Dario Amodei, CEO of Anthropic, recently made bold claims at significant tech events, including VivaTech 2025 in Paris and the “Inaugural Code with Claude” developer day. He announced that modern AI models, particularly the newly released Claude 4 series, can exhibit superior factual accuracy compared to humans in structured scenarios and may hallucinate less frequently when addressing factual and structured questions.
In the realm of artificial intelligence, "hallucination" describes instances where AI tools like ChatGPT, Gemini, Copilot, or Claude misinterpret commands, data, or context. This misinterpretation leads to the AI filling knowledge gaps with assumptions that are not always factual or real, effectively generating fabricated information. Amodei suggests that recent advancements have potentially reversed this situation, primarily within controlled conditions, with humans now potentially hallucinating more than AI in such settings.
To support his assertions, Amodei referenced Anthropic’s internal testing during his keynote at VivaTech. These tests involved Claude 3.5 participating in structured factual quizzes against human participants. The results reportedly demonstrated a significant shift in reliability, indicating Claude 3.5's enhanced precision in straightforward question-answer tasks.

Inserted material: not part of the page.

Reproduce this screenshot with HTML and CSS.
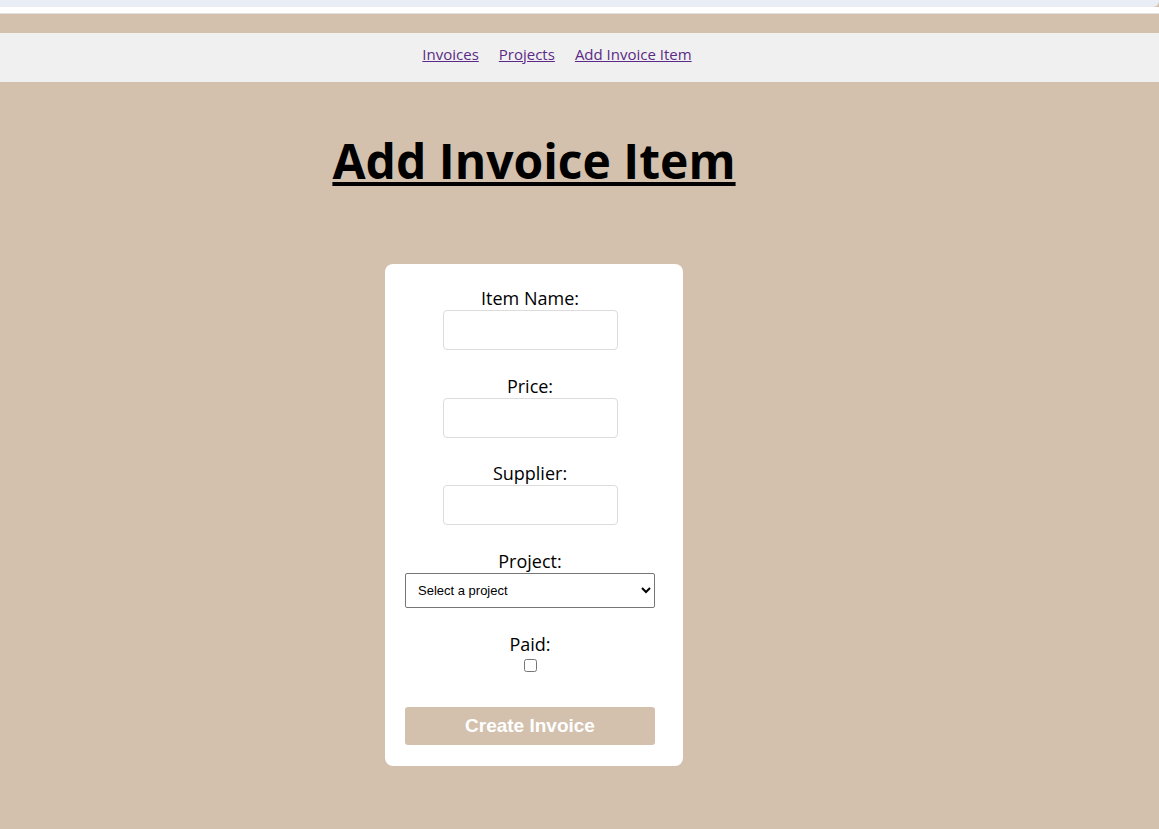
FILE: index.html
```html
<!DOCTYPE html>
<html lang="en">
<head>
<meta charset="utf-8">
<title>Add Invoice Item</title>
<link rel="stylesheet" href="styles.css">
</head>
<body>
<div class="top-strip"></div>
<div class="white-strip"></div>
<div class="gap-strip"></div>
<nav class="nav">
  <a href="#" class="nav-link">Invoices</a>
  <a href="#" class="nav-link">Projects</a>
  <a href="#" class="nav-link">Add Invoice Item</a>
</nav>
<main class="main">
  <h1 class="title">Add Invoice Item</h1>
  <form class="card">
    <div class="field">
      <label class="label" for="name">Item Name:</label>
      <input class="text-input" id="name" type="text">
    </div>
    <div class="field">
      <label class="label" for="price">Price:</label>
      <input class="text-input" id="price" type="text">
    </div>
    <div class="field">
      <label class="label" for="supplier">Supplier:</label>
      <input class="text-input" id="supplier" type="text">
    </div>
    <div class="field">
      <label class="label" for="project">Project:</label>
      <select class="select" id="project">
        <option>Select a project</option>
      </select>
    </div>
    <div class="field">
      <label class="label" for="paid">Paid:</label>
      <input class="checkbox" id="paid" type="checkbox">
    </div>
    <button type="button" class="submit">Create Invoice</button>
  </form>
</main>
</body>
</html>
```
FILE: styles.css
```css
html, body {
  margin: 0;
  padding: 0;
}
body {
  background: #d3c1ae;
  font-family: "Open Sans", "Noto Sans", sans-serif;
  color: #000;
  min-height: 829px;
}
.top-strip {
  height: 7px;
  background: #e9edf6;
  border-bottom-right-radius: 6px;
}
.white-strip {
  height: 6px;
  background: #ffffff;
  border-bottom: 1px solid #e4e1e0;
}
.gap-strip {
  height: 19px;
}
.nav {
  box-sizing: border-box;
  height: 49px;
  background: #f0f0f0;
  display: flex;
  justify-content: center;
  align-items: center;
  gap: 20px;
  padding-right: 45px;
  padding-bottom: 7px;
  font-size: 15px;
}
.nav-link {
  color: #5b2a86;
  text-decoration: underline;
}
.main {
  display: flex;
  flex-direction: column;
  align-items: center;
  padding-right: 91px;
}
.title {
  font-size: 48px;
  font-weight: 700;
  text-decoration: underline;
  margin: 44px 0 0;
  line-height: 70px;
}
.card {
  margin-top: 68px;
  width: 250px;
  background: #fff;
  border-radius: 8px;
  padding: 22px 28px 21px 20px;
  display: flex;
  flex-direction: column;
  align-items: center;
}
.field {
  display: flex;
  flex-direction: column;
  align-items: center;
  width: 100%;
  margin-bottom: 23.7px;
}
.label {
  font-size: 18px;
  line-height: 24px;
}
.text-input {
  box-sizing: border-box;
  width: 175px;
  height: 40px;
  border: 1px solid #dcdcdc;
  border-radius: 4px;
  padding: 4px 8px;
  margin: 0;
}
.select {
  box-sizing: border-box;
  width: 250px;
  height: 35px;
  border: 1px solid #767676;
  border-radius: 2px;
  font-family: "Liberation Sans", Arial, sans-serif;
  font-size: 13px;
  padding: 0 8px;
  background: #fff;
  color: #000;
  margin: 0;
}
.checkbox {
  width: 13px;
  height: 13px;
  margin: 3px 0 0;
}
.submit {
  margin-top: 12px;
  width: 250px;
  height: 38px;
  border: none;
  border-radius: 3px;
  background: #d3c1ae;
  color: #fff;
  font-family: "Liberation Sans", Arial, sans-serif;
  font-weight: 700;
  font-size: 19px;
  cursor: pointer;
}
```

Further elaborating at the developer-focused “Code with Claude” event, where the Claude Opus 4 and Claude Sonnet 4 models were unveiled, Amodei emphasized that the factual accuracy of AI models is heavily dependent on factors such as prompt design, the context provided, and the specific domain of application. This is particularly critical in high-stakes environments such as legal filings or healthcare. He stressed this statement whilst acknowledging a recent legal dispute involving confabulations made by Claude.
Despite these advancements, Amodei promptly admitted that AI hallucinations have not been completely eradicated. He acknowledged that the models remain vulnerable to errors but asserted that they can be used with optimum accuracy if fed the right information and used correctly. The key to minimizing errors lies in careful and proper use.
While modern AI models like the new Claude 4 series are making steady progress towards factual precision, especially in structured tasks, their overall reliability still hinges on appropriate and careful application. As Amodei suggested, effective prompt design and consideration of domain context are critical. In the ongoing interplay between human and artificial intelligence, it is clear that the pursuit of truth and accuracy is a shared endeavor between humans and machines.